Paragraph 5 again contradicts Section 7 paragraph 9. I have written to Mr Blake asking him for the evidence and the basis on which he formed his opinion and if he took the Home Office guidelines into account. I believe that Ian Dougill was negligent as both Secretary and as Glynn's line manager in not ensuring that the Disciplinary Procedure was followed. This will be the subject of a formal grievance.
Finally Glynn said that the suspension should last until those the subject of harassment were no longer employed in the Library.
This needs to be reworded as no harassment has been proved. I suggest the present employees were no longer employed in the Library. This will reflect Glynn's opinion without making allegations that I would have to challenge.
Paragraph 2. I would ask you to draw the Board's attention to this finding and then to be able to assure me that all Board members endorse it.
Paragraph 9. The problem is that it is not enforced. The attitude 'only a volunteer' by some employees is becoming too prevalent.
I think that in line with Section 10 Paragraph 4 the duration of the formal suspension and the nature of any conditions attached to it should be approved at the next Board meeting. (I have already mentioned this to Lynda Wright and will raise it with Richard Sykes and Karen Rigg when we meet next Sunday to discuss Accreditation).

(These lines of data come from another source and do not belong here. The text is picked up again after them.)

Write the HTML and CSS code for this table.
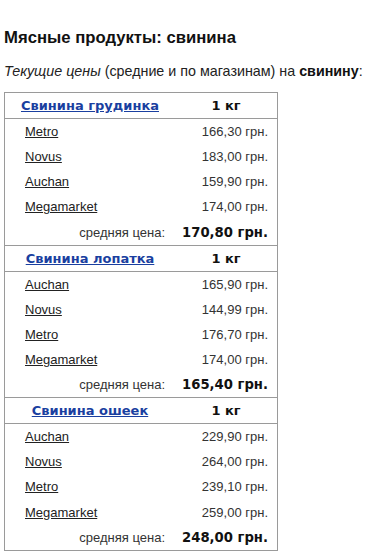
FILE: index.html
```html
<!DOCTYPE html>
<html lang="ru">
<head>
<meta charset="utf-8">
<link rel="stylesheet" href="styles.css">
</head>
<body>
<h1 class="title">Мясные продукты: свинина</h1>
<p class="lead"><em>Текущие цены</em> (средние и по магазинам) на <strong>свинину</strong>:</p>
<table class="prices">
  <tbody>
    <tr class="head"><th class="name"><a href="#">Свинина грудинка</a></th><th class="unit">1 кг</th></tr>
    <tr><td class="store"><a href="#">Metro</a></td><td class="price">166,30 грн.</td></tr>
    <tr><td class="store"><a href="#">Novus</a></td><td class="price">183,00 грн.</td></tr>
    <tr><td class="store"><a href="#">Auchan</a></td><td class="price">159,90 грн.</td></tr>
    <tr><td class="store"><a href="#">Megamarket</a></td><td class="price">174,00 грн.</td></tr>
    <tr class="avg"><td class="avg-label">средняя цена:</td><td class="avg-value">170,80 грн.</td></tr>
  </tbody>
  <tbody>
    <tr class="head"><th class="name"><a href="#">Свинина лопатка</a></th><th class="unit">1 кг</th></tr>
    <tr><td class="store"><a href="#">Auchan</a></td><td class="price">165,90 грн.</td></tr>
    <tr><td class="store"><a href="#">Novus</a></td><td class="price">144,99 грн.</td></tr>
    <tr><td class="store"><a href="#">Metro</a></td><td class="price">176,70 грн.</td></tr>
    <tr><td class="store"><a href="#">Megamarket</a></td><td class="price">174,00 грн.</td></tr>
    <tr class="avg"><td class="avg-label">средняя цена:</td><td class="avg-value">165,40 грн.</td></tr>
  </tbody>
  <tbody>
    <tr class="head"><th class="name"><a href="#">Свинина ошеек</a></th><th class="unit">1 кг</th></tr>
    <tr><td class="store"><a href="#">Auchan</a></td><td class="price">229,90 грн.</td></tr>
    <tr><td class="store"><a href="#">Novus</a></td><td class="price">264,00 грн.</td></tr>
    <tr><td class="store"><a href="#">Metro</a></td><td class="price">239,10 грн.</td></tr>
    <tr><td class="store"><a href="#">Megamarket</a></td><td class="price">259,00 грн.</td></tr>
    <tr class="avg"><td class="avg-label">средняя цена:</td><td class="avg-value">248,00 грн.</td></tr>
  </tbody>
</table>
</body>
</html>
```
FILE: styles.css
```css
html, body {
  margin: 0;
  padding: 0;
  background: #fff;
}
body {
  padding: 0 4px;
  font-family: "Liberation Sans", Arial, sans-serif;
  color: #222;
}
.title {
  margin: 0;
  padding-top: 28px;
  font-size: 16.7px;
  line-height: 20px;
  font-weight: bold;
  color: #111;
}
.lead {
  margin: 14px 0 0;
  font-size: 14.3px;
  line-height: 18px;
  color: #222;
}
.lead strong {
  color: #111;
}
.prices {
  margin-top: 12px;
  border-collapse: collapse;
  border: 1px solid #9a9a9a;
  width: 274px;
  table-layout: fixed;
}
.prices td, .prices th {
  padding: 0;
  height: 25.1px;
  vertical-align: middle;
}
.prices .name { width: 170px; }
.head th {
  border-top: 1px solid #9a9a9a;
  border-bottom: 1px solid #9a9a9a;
  font-family: "DejaVu Sans", Verdana, sans-serif;
  font-weight: bold;
  font-size: 13px;
  color: #111;
  text-align: center;
}
.head a {
  color: #1a3fa0;
}
.store {
  padding-left: 20px !important;
  font-size: 13px;
}
.store a {
  color: #222;
}
.price {
  text-align: right;
  padding-right: 9px !important;
  font-size: 13px;
  color: #333;
}
.avg-label {
  text-align: right;
  padding-right: 10px !important;
  font-size: 13px;
  color: #333;
}
.avg-value {
  text-align: right;
  padding-right: 9px !important;
  font-family: "DejaVu Sans", Verdana, sans-serif;
  font-weight: bold;
  font-size: 13.2px;
  color: #111;
}
```
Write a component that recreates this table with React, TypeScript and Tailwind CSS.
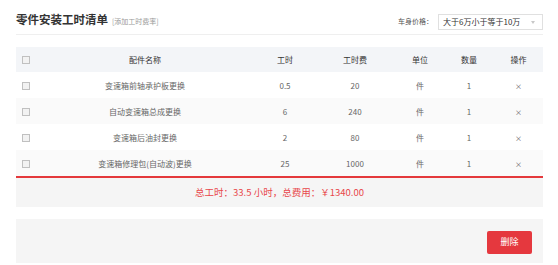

I think that there is one more factor in all of this that is not mentioned in the Report. In the first instance the Board accepted a verbal report form Glynn and at least three members of the Board were quite happy for me to be dismissed without having the opportunity to state my case and without the right of appeal. This and the long drawn out timescales is something on which I would welcome your views.
Finally on December 15th I received a letter from Colin Heaton telling me that the suspension is for life.
2009 should have been a year for celebrating 50 Years of Crich and, for me, remembering how I joined the TMS as a 17 year old schoolboy in 1959. Instead it has been a dreadful year of conflict.
The only reason I can think of is that perhaps Board members allowed themselves to be manipulated. 'Either he goes or we go' which could be regarded as blackmail. Or was I about to stumble over 'something nasty in the woodshed'?
The hardest parts for me were the fact that the TMS Board was quite happy for Glynn to spend our money on a consultant to advise him how to get rid of me. Then my hopes were raised when his dismissal was reduced to suspension but after a wait of eight weeks I was told it was to be permanent.